- Born: Frederic Walker Lincoln IV October 15, 1898 New York City, U.S.
- Died: April 7, 1968 (aged 69) New York City, U.S.
- Education: Pomfret School
- Alma mater: Princeton University
- Spouse: ; Isabel Rockefeller ​(m. 1925)​
- Children: 4
- Parent: Frederic Walker Lincoln III
- Relatives: Frederic W. Lincoln Jr. (grandfather)
- Allegiance: United States
- Branch: United States Army Signal Corps; United States Navy Reserve;
- Rank: Commander
- Conflicts: World War I; World War II;

= Frederic W. Lincoln IV =

American businessman (1898–1968)

Frederic Walker Lincoln IV (15 October 1898 - 7 April 1968) was chairman of the board of trustees of the New York Medical College and the Flower and Fifth Avenue Hospital who married into the Rockefeller family.

==Early life==
Frederic Walker Lincoln IV was born on October 15, 1898, in New York City to Philena and Frederic Walker Lincoln III. His father was a distant cousin of Abraham Lincoln. His paternal grandparents were Emily Caroline Lincoln and Frederic W. Lincoln Jr., the former mayor of Boston, Massachusetts, during the Civil War. Together, his parents had five children, of which he was the only boy:
- Florence Lincoln (1897–1998), who married William A. Rockefeller (1896–1973) in 1918. After their divorce, she married George Sloan (died 1955), chairman of the board of the Metropolitan Opera Association. After his death, she married H. Bartow Farr (died 1972) in 1959. He was a partner in the law firm Willkie Farr & Gallagher.
- Frederic Walker Lincoln IV (1898–1968).
- Mary Knight Lincoln (1898–1974), who married W. Stapley Wonham (1898–1973) in 1923.
- Philena Hope Lincoln (1901–1993), who married Reginald G. Coombe (1895–1976) in 1922.
- Emily Caroline Lincoln (1906–1991), who married Sidney Lanier (1902–1986) in 1927, the grandson of poet Sidney Lanier (1842–1881).
He was educated at Pomfret School and then Princeton University, where he graduated in 1921.

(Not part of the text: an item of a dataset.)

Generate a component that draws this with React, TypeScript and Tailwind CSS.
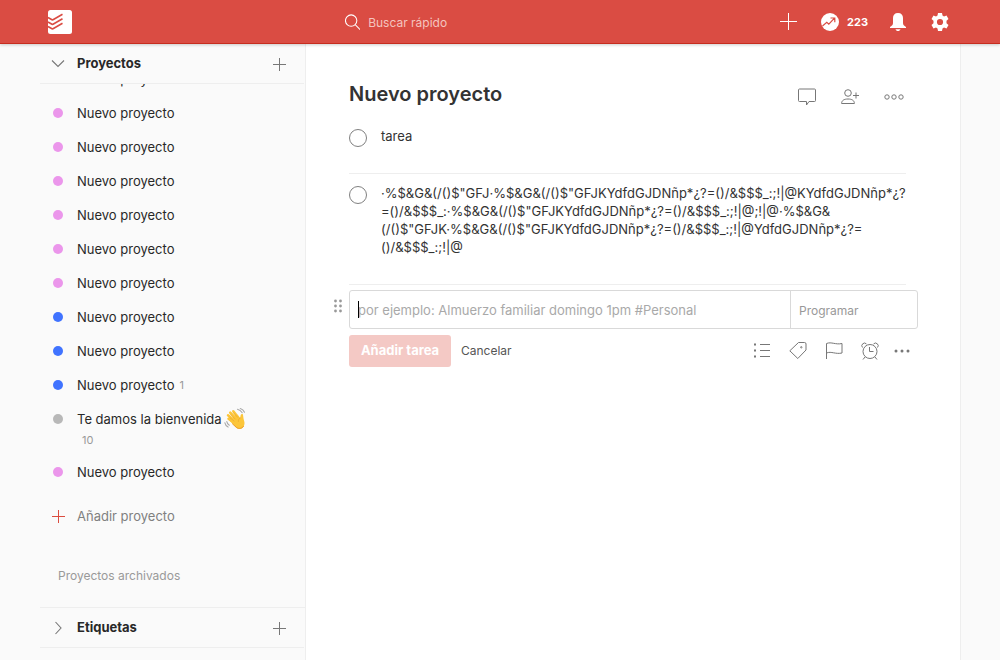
import React from "react";

type Project = { color: string; name: string; count?: string; wave?: boolean };

const pink: Project = { color: "bg-[#eb96eb]", name: "Nuevo proyecto" };
const blue: Project = { color: "bg-[#4073ff]", name: "Nuevo proyecto" };

const projects: Project[] = [
  pink,
  pink,
  pink,
  pink,
  pink,
  pink,
  pink,
  blue,
  blue,
  { ...blue, count: "1" },
  { color: "bg-[#b8b8b8]", name: "Te damos la bienvenida", count: "10", wave: true },
  pink,
];

function Plus() {
  return (
    <svg width="13" height="13" viewBox="0 0 13 13" aria-hidden="true">
      <path d="M6 0h1v6h6v1H7v6H6V7H0V6h6z" fill="currentColor" />
    </svg>
  );
}

function Wave() {
  return (
    <svg width="22" height="22" viewBox="0 0 22 22" role="img" aria-label="Mano saludando">
      <g fill="none" stroke="#a9a9a9" strokeWidth="1.1" strokeLinecap="round">
        <path d="M13.5 1.2c2 .5 3.800 1.800 4.700 3.600M16.300.6c1.900.6 3.300 1.800 4.200 3.600M.8 14.700c.4 2 1.500 3.500 3.300 4.400M2.800 13.600c.3 1.600 1.200 2.800 2.500 3.600" />
      </g>
      <g fill="none" stroke="#fcc63a" strokeWidth="2.500" strokeLinecap="round">
        <path d="M11.500 10 6.200 4.600M13.500 8.500 9.300 3.200M9.800 12 4 7.300M9.500 14.500 4.500 10.800" />
      </g>
      <path
        d="M7.500 14.600l-2-2L12.500 6l4 4c-.3-2 .1-3.400 1.300-4 .9-.3 1.200.3 1.300 1.400l.5 3.600c.6 2.300 1.600 4.300.3 6.900-1.400 2.900-4.700 3.700-7.400 2z"
        fill="#fcc63a"
      />
      <path d="M8.200 15.600l4.300 3.900c2.500 1.700 5.600 1.100 7.200-1.500" fill="none" stroke="#ed9b26" strokeWidth="1" />
      <path d="M6.500 6.300l5 5M9.300 4.600l4.700 5M5.500 9.300l4.800 4M17 9.500c-2 .8-2.800 2.200-2.600 4.300" fill="none" stroke="#e8a02c" strokeWidth=".6" />
    </svg>
  );
}

function SectionHeader({ title, open }: { title: string; open: boolean }) {
  return (
    <div className="mr-px flex h-10 items-center border-b border-[#eeeeee]">
      <button type="button" aria-expanded={open} className="flex flex-1 items-center text-[13px] font-bold text-[#282828]">
        <span className="mr-px flex w-9 justify-center">
          <svg width="14" height="14" viewBox="0 0 14 14" fill="none" stroke="#777" strokeWidth="1.100" aria-hidden="true">
            {open ? <path d="M1 3.500l6 6 6-6" /> : <path d="M4.500 1l5.500 6-5.500 6" />}
          </svg>
        </span>
        <span className="pt-px">{title}</span>
      </button>
      <button type="button" aria-label={"Añadir a " + title} className="mr-[18px] pt-px text-[#777]">
        <Plus />
      </button>
    </div>
  );
}

function TopBar() {
  return (
    <header className="relative z-10 border-b border-[#c62d1f] bg-[#da4c43] shadow-[0_1px_3px_rgba(0,0,0,0.2)]">
      <div className="mx-auto flex h-[43px] max-w-[920px] items-center pr-[11px] pl-2 text-white">
        <a href="#inicio" aria-label="Inicio">
          <svg width="24" height="24" viewBox="0 0 24 24" aria-hidden="true">
            <rect width="24" height="24" rx="2.500" fill="#fff" />
            <g fill="none" stroke="#da4c43" strokeWidth="1.600" strokeLinejoin="round">
              <path d="M0 7.500l4 2.200c.4.200.7.200 1 0l9.500-5.500M0 12l4 2.200c.4.200.7.200 1 0l9.500-5.500M0 16.500l4 2.200c.4.200.7.200 1 0l9.500-5.500" />
            </g>
          </svg>
        </a>
        <label className="ml-[273px] flex flex-1 items-center gap-2">
          <svg width="16" height="16" viewBox="0 0 16 16" fill="none" stroke="#fff" strokeWidth="1.100" aria-hidden="true">
            <circle cx="6.500" cy="6.500" r="6" />
            <path d="M11 11l5 5" />
          </svg>
          <input
            type="search"
            aria-label="Buscar rápido"
            placeholder="Buscar rápido"
            className="w-full min-w-0 bg-transparent pt-0.5 text-xs outline-none placeholder:text-[#f4c4bf]"
          />
        </label>
        <nav className="flex items-center">
          <button type="button" aria-label="Añadir tarea rápida">
            <svg width="17" height="17" viewBox="0 0 17 17" fill="none" stroke="#fff" aria-hidden="true">
              <path d="M8.500 0v17M0 8.500h17" />
            </svg>
          </button>
          <button type="button" className="ml-6 flex items-center gap-2 text-[11px] font-bold">
            <svg width="18" height="18" viewBox="0 0 18 18" aria-hidden="true">
              <circle cx="9" cy="9" r="9" fill="#fff" />
              <path d="M1.500 13l4.300-3.600 2 1.800 5.700-6M9.500 5h4.300v4.300" fill="none" stroke="#da4c43" strokeWidth="1.200" />
            </svg>
            <span className="pt-px">223</span>
          </button>
          <button type="button" aria-label="Notificaciones" className="ml-[22px]">
            <svg width="16" height="18" viewBox="0 0 16 18" fill="#fff" aria-hidden="true">
              <path d="M8 0c3.300 0 5 2.100 5 5v5c0 1.800 1 2.800 3 4v1H0v-1c2-1.200 3-2.200 3-4V5c0-2.900 1.700-5 5-5zM5.500 16.200h5c-.4 1.100-1.300 1.800-2.500 1.800s-2.100-.7-2.500-1.800z" />
            </svg>
          </button>
          <button type="button" aria-label="Ajustes" className="ml-[25px]">
            <svg width="18" height="18" viewBox="0 0 18 18" aria-hidden="true">
              <path
                d="M7 0h4l.5 2.600 1.500.9 2.500-.9 2 3.400-2 1.800v2.400l2 1.800-2 3.400-2.500-.9-1.500.9L11 18H7l-.5-2.600-1.500-.9-2.500.9-2-3.400 2-1.800V7.800l-2-1.800 2-3.400 2.500.9 1.500-.9zM9 5.900a3.100 3.100 0 1 0 0 6.200 3.100 3.100 0 0 0 0-6.200z"
                fill="#fff"
                fillRule="evenodd"
              />
            </svg>
          </button>
        </nav>
      </div>
    </header>
  );
}

function Sidebar() {
  return (
    <aside className="w-[266px] shrink-0 border-r border-[#eeeeee] bg-[#fafafa]">
      <SectionHeader title="Proyectos" open />
      <div className="overflow-hidden">
        <ul className="-mt-[22px] text-[13px] text-[#282828]">
          {projects.map((p, i) => (
            <li key={i} className="flex">
              <span className="mr-px flex h-[34px] w-9 shrink-0 items-center justify-center">
                <span className={"size-[10px] rounded-full " + p.color} />
              </span>
              <a href={"#proyecto-" + i} className="block">
                <span className="flex h-[34px] items-center">
                  <span className="pt-px">{p.name}</span>
                  {p.wave && (
                    <span className="ml-0.5">
                      <Wave />
                    </span>
                  )}
                  {p.count && !p.wave && <span className="ml-[5px] pt-px text-[11px] text-[#999]">{p.count}</span>}
                </span>
                {p.wave && <span className="-mt-1 ml-[5px] block h-[23px] text-[11px] leading-[16px] text-[#999]">{p.count}</span>}
              </a>
            </li>
          ))}
        </ul>
      </div>
      <button type="button" className="mt-[10px] flex h-[34px] items-center text-[13px] text-[#808080]">
        <span className="mr-px flex w-9 justify-center text-[#db4c3f]">
          <Plus />
        </span>
        <span className="pt-px">Añadir proyecto</span>
      </button>
      <a href="#archivados" className="mt-[34px] ml-[18px] block h-10 text-xs leading-[18px] text-[#999]">
        Proyectos archivados
      </a>
      <div className="border-t border-[#eeeeee]">
        <SectionHeader title="Etiquetas" open={false} />
      </div>
    </aside>
  );
}

function Task({ lines }: { lines: string[] }) {
  return (
    <li className="flex gap-[14px] border-b border-[#eeeeee] pt-[10px] pb-7">
      <input
        type="checkbox"
        aria-label={"Completar " + lines[0]}
        className="mt-0.5 -mb-0.5 size-[18px] shrink-0 appearance-none rounded-full border border-[#808080]"
      />
      <p className="text-[13px] leading-[18px] whitespace-nowrap">
        {lines.map((line, i) => (
          <span key={i} className="block">
            {line}
          </span>
        ))}
      </p>
    </li>
  );
}

const tools = [
  {
    label: "Elegir proyecto",
    art: (
      <>
        <path d="M7 2.500h10M7 8.500h10M7 14.500h10" />
        <path d="M1 2.500h2M1 8.500h2M1 14.500h2" strokeWidth="2" />
      </>
    ),
  },
  {
    label: "Añadir etiqueta",
    art: (
      <>
        <path d="M9.500.5h6q1.500 0 1.500 1.500v6L8.800 16.500.8 8.800z" strokeLinejoin="round" />
        <circle cx="12.300" cy="5.300" r=".7" />
      </>
    ),
  },
  { label: "Prioridad", art: <path d="M1.500 17V1.500c5-2 9 1.500 15.500 0V11c-6.500 1.500-10.500-2-15.500 0" /> },
  {
    label: "Recordatorio",
    art: (
      <>
        <circle cx="9" cy="9.500" r="7" />
        <path d="M8.500 5v4.500h4M4 15l-2 2.500M14 15l2 2.500M1.500 5.500a2.500 2.500 0 1 1 4-3.500M16.500 5.500a2.500 2.500 0 1 0-4-3.500" />
      </>
    ),
  },
];

function Editor() {
  return (
    <form className="mt-[5px] -mr-3" onSubmit={(e) => e.preventDefault()}>
      <div className="relative flex h-[39px] rounded-[3px] border border-[#d9d9d9]">
        <svg width="8" height="14" viewBox="0 0 8 14" fill="#999" className="absolute top-2 -left-4" aria-hidden="true">
          {[2, 7, 12].map((y) => (
            <g key={y}>
              <circle cx="1.500" cy={y} r="1.400" />
              <circle cx="6.500" cy={y} r="1.400" />
            </g>
          ))}
        </svg>
        <span className="absolute top-[10px] left-2 h-[17px] w-px bg-black" />
        <input
          aria-label="Nombre de la tarea"
          placeholder="por ejemplo: Almuerzo familiar domingo 1pm #Personal"
          className="min-w-0 flex-1 px-2 pt-0.5 text-[13px] outline-none placeholder:text-[#a9a9a9]"
        />
        <input
          aria-label="Programar"
          placeholder="Programar"
          className="w-[127px] border-l border-[#d9d9d9] px-2 pt-0.5 text-xs outline-none placeholder:text-[#999]"
        />
      </div>
      <div className="mt-[6px] flex h-8 items-center pr-2">
        <button type="submit" className="h-8 w-[102px] rounded-[3px] bg-[#f4c9c5] text-[13px] font-bold text-white">
          Añadir tarea
        </button>
        <button type="button" className="ml-[10px] text-xs text-[#555]">
          Cancelar
        </button>
        <span className="flex-1" />
        <span className="flex items-center gap-[18px]">
          {tools.map((t) => (
            <button key={t.label} type="button" aria-label={t.label}>
              <svg width="18" height="18" viewBox="0 0 18 18" fill="none" stroke="#777" aria-hidden="true">
                {t.art}
              </svg>
            </button>
          ))}
        </span>
        <button type="button" aria-label="Más opciones" className="ml-[15px]">
          <svg width="16" height="4" viewBox="0 0 16 4" fill="#777" aria-hidden="true">
            <circle cx="2" cy="2" r="1.500" />
            <circle cx="8" cy="2" r="1.500" />
            <circle cx="14" cy="2" r="1.500" />
          </svg>
        </button>
      </div>
    </form>
  );
}

const tasks = [
  ["tarea"],
  [
    '·%$&G&(/()$"GFJ·%$&G&(/()$"GFJKYdfdGJDNñp*¿?=()/&$$$_:;!|@KYdfdGJDNñp*¿?',
    '=()/&$$$_:·%$&G&(/()$"GFJKYdfdGJDNñp*¿?=()/&$$$_:;!|@;!|@·%$&G&',
    '(/()$"GFJK·%$&G&(/()$"GFJKYdfdGJDNñp*¿?=()/&$$$_:;!|@YdfdGJDNñp*¿?=',
    "()/&$$$_:;!|@",
  ],
];

export default function App() {
  return (
    <div className="flex min-h-screen flex-col bg-[#fafafa] font-['Inter',sans-serif] text-[#333]">
      <TopBar />
      <div className="mx-auto flex w-full max-w-[922px] flex-1 pl-px">
        <Sidebar />
        <main className="min-w-0 flex-1 border-r border-[#eeeeee] bg-white pt-8 pr-[54px] pl-[43px]">
          <div className="flex h-[41px] items-center justify-between">
            <h1 className="pb-1.5 text-xl font-semibold">Nuevo proyecto</h1>
            <div className="mr-0.5 flex items-center gap-[25px] pt-px">
              <button type="button" aria-label="Comentarios">
                <svg width="18" height="18" viewBox="0 0 18 18" fill="none" stroke="#777" aria-hidden="true">
                  <path d="M1.500 1h15q1 0 1 1v10.500q0 1-1 1H11L8.500 17v-3.500h-7q-1 0-1-1V2q0-1 1-1z" />
                </svg>
              </button>
              <button type="button" aria-label="Compartir">
                <svg width="18" height="16" viewBox="0 0 18 16" fill="none" stroke="#777" aria-hidden="true">
                  <circle cx="7" cy="4" r="3.300" />
                  <path d="M.6 14.500h12.800c0-3-2.400-4.500-6.400-4.500S.6 11.500.6 14.500zM12 6.500h6M15 3.500v6" />
                </svg>
              </button>
              <button type="button" aria-label="Más acciones">
                <svg width="20" height="6" viewBox="0 0 20 6" fill="none" stroke="#777" aria-hidden="true">
                  <circle cx="3" cy="3" r="2.200" />
                  <circle cx="10" cy="3" r="2.200" />
                  <circle cx="17" cy="3" r="2.200" />
                </svg>
              </button>
            </div>
          </div>
          <ul>
            {tasks.map((lines) => (
              <Task key={lines[0]} lines={lines} />
            ))}
          </ul>
          <Editor />
        </main>
      </div>
    </div>
  );
}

==Military service and career==
He joined his father's export-import firm H. W. Peabody & Co., of which he became a partner, until World War II began. He enlisted as a sergeant in the aviation section of the Army Signal Corps and fought in World War I. He joined his father's export-import firm H. W. Peabody & Co., of which he became a partner, until World War II began and he joined the Naval Air Reserve, retiring with the rank of Commander.

Lincoln was chairman of the board of trustees of the New York Medical College and the Flower and Fifth Avenue Hospital, retiring in 1965. In the same year, he was awarded an honorary degree from the New York Medical College.

==Personal life==
On September 26, 1925, at Christ Episcopal Church in Greenwich, Connecticut, he was married by Rev. John Lewis Lincoln to Isabel Rockefeller (1902–1980), daughter of Percy Avery Rockefeller (1878—1934), and granddaughter of William Rockefeller (1841–1922) and James Jewett Stillman (1850–1918). Together, Frederic and Isabel had four daughters:
- Isabel Lincoln, who married Basil B. Elmer
- Calista Lincoln (died 2012), who married Henry U. Harder
- Percy Lincoln, who married William B. Chappell
- Florence Lincoln, who married Thomas L. Short
Lincoln died at his home at 941 Park Avenue on April 7, 1968, in New York City. He also had a home in Deerpark, Greenwich, Connecticut.